ECLI:NL:RBDOR:2005:AU1591
Rechtbank Dordrecht
- Eerste aanleg - enkelvoudig
- Rechtspraak.nl
Bewijslast inzake onrechtmatige daad bij verkeersongeluk
In deze zaak, die voor de Rechtbank Dordrecht werd behandeld, vorderde eiser, vertegenwoordigd door mr. L.R.T. Peeters, een schadevergoeding van € 5.000,-- van gedaagde, die werd bijgestaan door mr. V.J. Groot. De vordering was het gevolg van een verkeersongeluk dat plaatsvond op 14 september 2003, waarbij de zoon van eiser, [zoon eiser], en gedaagde betrokken waren. Eiser stelde dat gedaagde onrechtmatig had gehandeld door geen voorrang te verlenen aan zijn zoon, wat leidde tot de aanrijding. Gedaagde betwistte dit en stelde dat hij het kruisingsvlak had vrijgelaten.
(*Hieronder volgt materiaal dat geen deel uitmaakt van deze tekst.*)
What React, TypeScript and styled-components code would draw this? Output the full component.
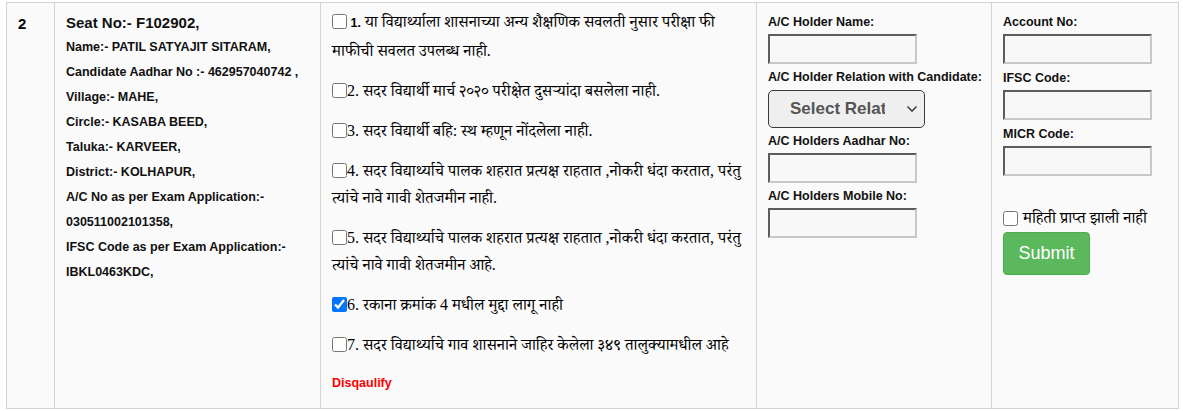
import React from "react";
import styled, { createGlobalStyle } from "styled-components";

const Global = createGlobalStyle`
  html, body { margin: 0; padding: 0; background: #ffffff; }
  body { font-family: "Liberation Sans", Arial, sans-serif; color: #000; }
`;

const Table = styled.table`
  border-collapse: collapse;
  margin: 2px 0 0 6px;
  table-layout: fixed;
  width: 1172px;
`;

const Cell = styled.td<{ $w: number; $pt: number }>`
  width: ${(p) => p.$w}px;
  box-sizing: border-box;
  border: 1px solid #d4d4d4;
  background: #fafafa;
  vertical-align: top;
  padding: ${(p) => p.$pt}px 10px 8px 11px;
  height: 406px;
`;

const SrNo = styled.div`
  font-weight: bold;
  font-size: 15px;
  line-height: 24px;
`;

const Details = styled.div`
  font-weight: bold;
  font-size: 12.5px;
  line-height: 25px;
  color: #111;
`;

const SeatLine = styled.div`
  font-size: 15px;
  line-height: 24px;
`;

const Items = styled.div`
  display: flex;
  flex-direction: column;
  gap: 13px;
`;

const Item = styled.label`
  display: block;
  white-space: nowrap;
  font-family: "Liberation Serif", "Noto Serif Devanagari", "Noto Sans Devanagari", "Lohit Devanagari", serif;
  font-size: 16px;
  line-height: 27px;
  color: #000;
`;

const Box = styled.input`
  width: 15px;
  height: 15px;
  margin: 0;
  vertical-align: -2px;
  accent-color: #0075ff;
`;

const Num = styled.span`
  font-family: "Liberation Sans", Arial, sans-serif;
  font-weight: bold;
  font-size: 12.5px;
`;

const Disq = styled.div`
  color: #ff0000;
  font-weight: bold;
  font-size: 12.5px;
  line-height: 20px;
  margin-top: 2px;
`;

const Form = styled.div`
  display: flex;
  flex-direction: column;
`;

const Label = styled.div`
  font-weight: bold;
  font-size: 12.5px;
  line-height: 16px;
  white-space: nowrap;
  color: #111;
`;

const Input = styled.input<{ $after: number }>`
  box-sizing: border-box;
  width: 149px;
  height: 30px;
  margin: 4px 0 ${(p) => p.$after}px 0;
  border: 2px inset #c8c8c8;
  border-top-color: #b0b0b0;
  border-left-color: #b0b0b0;
  background: #f8f8f8;
`;

const SelectBox = styled.div`
  box-sizing: border-box;
  width: 157px;
  height: 38px;
  margin: 5px 0 5px 0;
  border: 1px solid #3a3a3a;
  border-radius: 5px;
  background: #efefef;
  display: flex;
  align-items: center;
  padding: 0 6px 0 21px;
`;

const SelectText = styled.span`
  font-weight: bold;
  font-size: 17px;
  color: #555;
  overflow: hidden;
  white-space: nowrap;
  width: 95px;
  flex: none;
`;

const Chevron = styled.svg`
  margin-left: auto;
  flex: none;
`;

const CheckRow = styled.label`
  display: flex;
  align-items: center;
  gap: 5px;
  margin-top: 26px;
  font-family: "Liberation Serif", "Noto Serif Devanagari", "Noto Sans Devanagari", "Lohit Devanagari", serif;
  font-size: 16px;
  line-height: 20px;
`;

const Submit = styled.button`
  box-sizing: border-box;
  width: 87px;
  height: 43px;
  margin-top: 4px;
  background: #5cb85c;
  color: #fff;
  border: 1px solid #4cae4c;
  border-radius: 4px;
  font-family: "Liberation Sans", Arial, sans-serif;
  font-size: 18px;
  cursor: pointer;
`;

const items: { n: string; lines: string[]; checked?: boolean; bold?: boolean }[] = [
  { n: " 1.", bold: true, lines: [" या विद्यार्थ्याला शासनाच्या अन्य शैक्षणिक सवलती नुसार परीक्षा फी", "माफीची सवलत उपलब्ध नाही."] },
  { n: "2.", lines: [" सदर विद्यार्थी मार्च २०२० परीक्षेत दुसऱ्यांदा बसलेला नाही."] },
  { n: "3.", lines: [" सदर विद्यार्थी बहि: स्थ म्हणून नोंदलेला नाही."] },
  { n: "4.", lines: [" सदर विद्यार्थ्याचे पालक शहरात प्रत्यक्ष राहतात ,नोकरी धंदा करतात, परंतु", "त्यांचे नावे गावी शेतजमीन नाही."] },
  { n: "5.", lines: [" सदर विद्यार्थ्याचे पालक शहरात प्रत्यक्ष राहतात ,नोकरी धंदा करतात, परंतु", "त्यांचे नावे गावी शेतजमीन आहे."] },
  { n: "6.", checked: true, lines: [" रकाना क्रमांक 4 मधील मुद्दा लागू नाही"] },
  { n: "7.", lines: [" सदर विद्यार्थ्याचे गाव शासनाने जाहिर केलेला ३४९ तालुक्यामधील आहे"] },
];

export default function App() {
  return (
    <>
      <Global />
      <Table>
        <tbody>
          <tr>
            <Cell $w={48} $pt={9}>
              <SrNo>2</SrNo>
            </Cell>
            <Cell $w={266} $pt={8}>
              <Details>
                <SeatLine>Seat No:- F102902,</SeatLine>
                <div>Name:- PATIL SATYAJIT SITARAM,</div>
                <div>Candidate Aadhar No :- 462957040742 ,</div>
                <div>Village:- MAHE,</div>
                <div>Circle:- KASABA BEED,</div>
                <div>Taluka:- KARVEER,</div>
                <div>District:- KOLHAPUR,</div>
                <div>A/C No as per Exam Application:-</div>
                <div>030511002101358,</div>
                <div>IFSC Code as per Exam Application:-</div>
                <div>IBKL0463KDC,</div>
              </Details>
            </Cell>
            <Cell $w={436} $pt={5}>
              <Items>
                {items.map((it, i) => (
                  <Item key={i}>
                    <Box type="checkbox" defaultChecked={it.checked} />
                    {it.bold ? <Num>{it.n}</Num> : it.n}
                    {it.lines.map((l, j) => (
                      <React.Fragment key={j}>
                        {j > 0 && <br />}
                        {l}
                      </React.Fragment>
                    ))}
                  </Item>
                ))}
                <Disq>Disqaulify</Disq>
              </Items>
            </Cell>
            <Cell $w={235} $pt={11}>
              <Form>
                <Label>A/C Holder Name:</Label>
                <Input $after={5} />
                <Label>A/C Holder Relation with Candidate:</Label>
                <SelectBox>
                  <SelectText>Select Relation</SelectText>
                  <Chevron width="12" height="8" viewBox="0 0 12 8">
                    <path d="M1.5 1.5 L6 6 L10.5 1.5" fill="none" stroke="#444" strokeWidth="1.6" />
                  </Chevron>
                </SelectBox>
                <Label>A/C Holders Aadhar No:</Label>
                <Input $after={5} />
                <Label>A/C Holders Mobile No:</Label>
                <Input $after={5} />
              </Form>
            </Cell>
            <Cell $w={187} $pt={11}>
              <Form>
                <Label>Account No:</Label>
                <Input $after={6} />
                <Label>IFSC Code:</Label>
                <Input $after={6} />
                <Label>MICR Code:</Label>
                <Input $after={6} />
                <CheckRow>
                  <Box type="checkbox" />
                  महिती प्राप्त झाली नाही
                </CheckRow>
                <div>
                  <Submit type="button">Submit</Submit>
                </div>
              </Form>
            </Cell>
          </tr>
        </tbody>
      </Table>
    </>
  );
}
De rechtbank oordeelde dat eiser de bewijslast had om aan te tonen dat gedaagde inderdaad geen voorrang had verleend. Eiser had een schadevergoeding van € 13.075,63 geleden, maar stelde de vordering in de procedure bij tot € 5.000,--, rekening houdend met de eigen schuld van zijn zoon, die onder invloed van alcohol was en de bocht had afgesneden. Gedaagde voerde aan dat de aansprakelijkheid van eiser al was erkend door de WAM-verzekeraar van zijn zoon, maar de rechtbank oordeelde dat eiser niet gebonden was aan deze erkenning.
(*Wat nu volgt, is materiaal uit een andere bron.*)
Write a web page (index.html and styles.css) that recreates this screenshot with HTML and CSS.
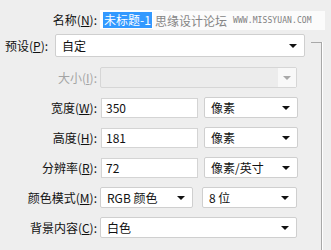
FILE: index.html
```html
<!DOCTYPE html>
<html lang="zh-CN">
<head>
  <meta charset="UTF-8">
  <title>新建</title>
  <link rel="stylesheet" href="styles.css">
</head>
<body>
  <div class="dialog">
    <div class="form">
      <div class="row row-name">
        <label class="label">名称(<u>N</u>):</label>
        <div class="name-field"><span class="sel">未标题-1</span></div>
        <div class="mark">
          <span class="mark-cn">思缘设计论坛</span>
          <span class="mark-en">WWW.MISSYUAN.COM</span>
        </div>
      </div>

      <div class="row row-preset">
        <label class="label-preset">预设(<u>P</u>):</label>
        <div class="select select-preset">自定<i class="arrow"></i></div>
      </div>

      <div class="rows">
        <div class="row">
          <label class="label disabled">大小(<u>I</u>):</label>
          <div class="select select-off"><span class="btn-off"><i class="arrow"></i></span></div>
        </div>
        <div class="row">
          <label class="label">宽度(<u>W</u>):</label>
          <div class="input">350</div>
          <div class="select select-unit">像素<i class="arrow"></i></div>
        </div>
        <div class="row">
          <label class="label">高度(<u>H</u>):</label>
          <div class="input">181</div>
          <div class="select select-unit">像素<i class="arrow"></i></div>
        </div>
        <div class="row">
          <label class="label">分辨率(<u>R</u>):</label>
          <div class="input">72</div>
          <div class="select select-unit">像素/英寸<i class="arrow"></i></div>
        </div>
        <div class="row">
          <label class="label">颜色模式(<u>M</u>):</label>
          <div class="select select-mode">RGB 颜色<i class="arrow"></i></div>
          <div class="select select-bits">8 位<i class="arrow"></i></div>
        </div>
        <div class="row">
          <label class="label">背景内容(<u>C</u>):</label>
          <div class="select select-bg">白色<i class="arrow"></i></div>
        </div>
      </div>
    </div>
    <div class="group"></div>
  </div>
</body>
</html>
```

FILE: styles.css
```css
/* Cuadro de diálogo */
body {
  margin: 0;
  background: #eeeeee;
  font-family: "Noto Sans CJK SC", "Liberation Sans", sans-serif;
  font-size: 12px;
  color: #111;
}
.dialog {
  display: flex;
  height: 250px;
  overflow: hidden;
}
.form {
  width: 311px;
  padding-top: 10px;
}
.group {
  width: 10px;
  margin-top: 42px;
  margin-right: 9px;
  border-top: 1px solid #a8a8a8;
  border-right: 1px solid #a8a8a8;
  box-shadow: 1px 0 0 #fff;
}
.row {
  display: flex;
  align-items: center;
  height: 21px;
  position: relative;
}
u {
  text-decoration: underline;
  text-underline-offset: 1px;
}
.label {
  width: 97px;
  text-align: right;
  padding-right: 3px;
  white-space: nowrap;
  flex: none;
}
.label.disabled {
  color: #a4a4a4;
}
/* Nombre */
.row-name {
  height: 19px;
}
.name-field {
  width: 60px;
  height: 19px;
  background: #fff;
  display: flex;
  align-items: center;
  padding-left: 3px;
}
.sel {
  background: #3399ff;
  color: #fff;
  font-size: 12px;
  line-height: 16px;
  padding: 0 1px;
}
.mark {
  position: absolute;
  left: 153px;
  top: 1px;
  width: 172px;
  height: 19px;
  background: #fbfbfb;
  display: flex;
  align-items: center;
  gap: 6px;
}
.mark-cn {
  color: #858585;
  font-size: 12px;
  padding-left: 2px;
}
.mark-en {
  color: #808080;
  font-family: "DejaVu Sans Mono", monospace;
  font-size: 8px;
  letter-spacing: 0.1px;
}
/* Preajuste */
.row-preset {
  height: 23px;
  margin-top: 5px;
}
.label-preset {
  width: 50px;
  padding-left: 5px;
  white-space: nowrap;
}
/* Listas */
.select {
  position: relative;
  box-sizing: border-box;
  height: 21px;
  background: #fff;
  border: 1px solid #cfcfcf;
  border-radius: 2px;
  padding-left: 6px;
  display: flex;
  align-items: center;
  flex: none;
}
.arrow {
  position: absolute;
  right: 7px;
  top: 50%;
  margin-top: -2px;
  width: 0;
  height: 0;
  border-left: 4px solid transparent;
  border-right: 4px solid transparent;
  border-top: 4px solid #111;
}
.select-preset {
  width: 250px;
  height: 23px;
}
.rows {
  display: flex;
  flex-direction: column;
  gap: 9px;
  margin-top: 10px;
}
.select-off {
  width: 197px;
  background: #ececec;
  border-color: #d6d6d6;
  padding: 0;
  justify-content: flex-end;
}
.btn-off {
  position: relative;
  width: 18px;
  height: 19px;
  background: #f8f8f8;
}
.btn-off .arrow {
  right: 5px;
  border-top-color: #a8a8a8;
}
.input {
  box-sizing: border-box;
  width: 97px;
  height: 20px;
  margin-left: 1px;
  background: #fff;
  border: 1px solid #d4d4d4;
  padding-left: 4px;
  display: flex;
  align-items: center;
}
.select-unit {
  width: 94px;
  margin-left: 6px;
}
.select-mode {
  width: 93px;
}
.select-bits {
  width: 95px;
  margin-left: 9px;
}
.select-bg {
  width: 197px;
}
```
De rechtbank besloot dat eiser in de gelegenheid moest worden gesteld om bewijs te leveren dat de auto van gedaagde zich op het kruisingsvlak bevond ten tijde van de aanrijding. De beslissing over de vordering werd aangehouden in afwachting van dit bewijs. De getuigenverhoren zouden worden gehouden voor mr. drs. F.J.P. Lock, die de zaak behandelde. De uitspraak vond plaats op 24 augustus 2005.